Fecha: 2 de agosto de 2020

En el acompañamiento personal, según señala el papa Francisco, es muy importante practicar el arte de escuchar, que es mucho más que el simple oír, para poder encontrar después la palabra y el gesto oportunos. Sólo entonces se pueden descubrir los caminos para un genuino crecimiento, para despertar el deseo de vivir el ideal cristiano, correspondiendo al amor de Dios y desarrollando todos los dones que Él nos ha concedido (cf. EG 171).

Recuerdo que en mis primeros años de sacerdote, una persona vino a consultar algunas cuestiones que le preocupaban. Estuve aproximadamente una hora seguida escuchándola. Varias veces intenté responder, pero fue imposible, porque mi interlocutora no paraba de hablar ni un momento. Al final, cuando nos despedíamos, me agradeció que la hubiese escuchado aquel rato, y también me dijo que mis consejos eran muy acertados. Pero resulta que yo prácticamente no había pronunciado ni una palabra. Es la ocasión en que he percibido con más claridad la necesidad que tenemos los seres humanos de ser escuchados, y la importancia de saber escuchar.

Escuchar no es lo mismo que oír. Oír es un acto natural, inconsciente, que se realiza sin esfuerzo; es captar a través de los oídos una serie de sonidos que se producen a nuestro alrededor, que, si no tienen un significado previo, vienen a resultar simple ruido. En cambio, escuchar es la capacidad de dar sentido e interpretar lo que entra por los oídos; escuchar es algo que se hace intencionadamente, de forma selectiva, prestando atención a lo que nos interesa. Habitualmente no decidimos lo que nos toca oír, pero sí decidimos a quién queremos escuchar y lo que queremos escuchar.

Ahora bien, escuchar de verdad no es una tarea fácil. Significa atender totalmente a la persona que nos habla, sin interrumpirla, sin juzgarla. Saber escuchar es una prueba de respeto y aprecio, es un arte. Aparentemente puede parecer pasividad, inacción, pero es un ejercicio que conlleva un gran esfuerzo de autocontrol y que requiere mucha paciencia y constancia. Comporta  atender las razones del otro, sin alterarlas ni manipularlas, con una actitud receptiva,  entendiendo los gestos y las palabras del otro.

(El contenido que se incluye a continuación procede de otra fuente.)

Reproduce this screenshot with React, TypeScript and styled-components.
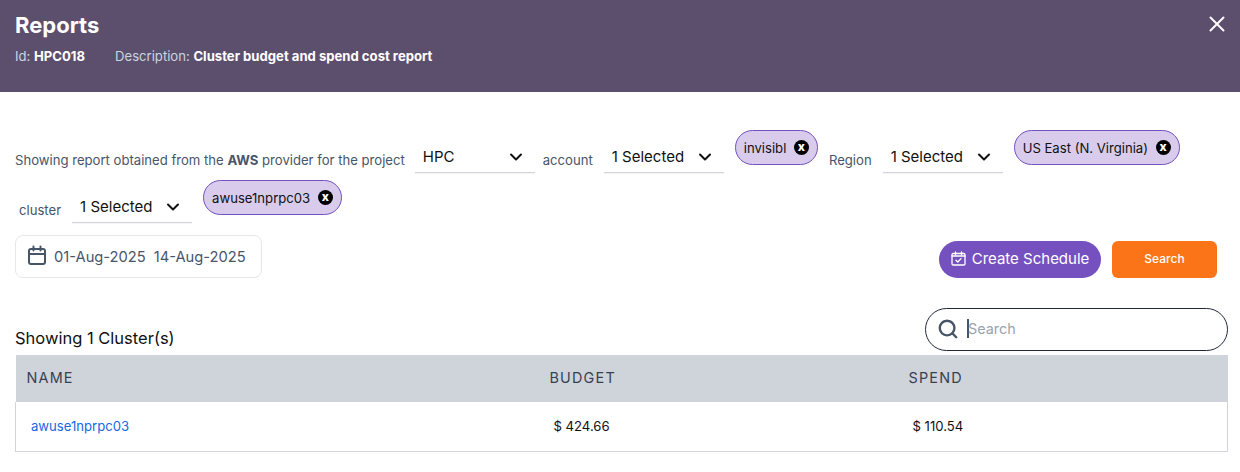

En la vida, siempre es de agradecer una palabra acertada o un detalle de afecto, pero se agradece más todavía que se nos escuche a fondo y sin prisas cuando necesitamos desahogarnos o consultar cuestiones importantes. Cuando el agobio nos atenaza o hemos de tomar una decisión trascendental para nuestra vida, necesitamos que se nos escuche en profundidad y extensión. Hoy en día vivimos en un mundo de prisas, de estrés, de competitividad extrema, en el que no hay tiempo para la escucha serena ni para el diálogo fecundo, ni en las familias, ni en los trabajos, ni en  los diferentes ambientes. Como señaló el escritor y científico alemán Johann Wolfgang Goethe, “hablar es una necesidad, escuchar es un arte”.

Por eso, si es importante saber hablar, más todavía lo es saber escuchar. Si existe el arte de la palabra, de la exposición de los argumentos, del debate de las ideas, y tiene mucha importancia, más importante todavía es el arte de la escucha. El camino para conocer a fondo a las personas es saber escuchar en profundidad. Es entonces cuando, más allá de los datos externos, descubrimos las razones profundas y los caminos, porque llegamos a conocer el corazón de las personas.

Para acabar este escrito, quiero subrayar una actitud muy importante en el que acompaña, para poder escuchar: la humildad, la discreción, la superación del protagonismo, de todo tipo de narcisismo que pueda desviar el foco del proceso. Si no se supera el egocentrismo, siempre acecha el peligro de acabar explicando la propia vida y escuchándose a uno mismo en lugar de escuchar al otro, y al mismo Espíritu Santo, que es quien guía a los dos en el proceso.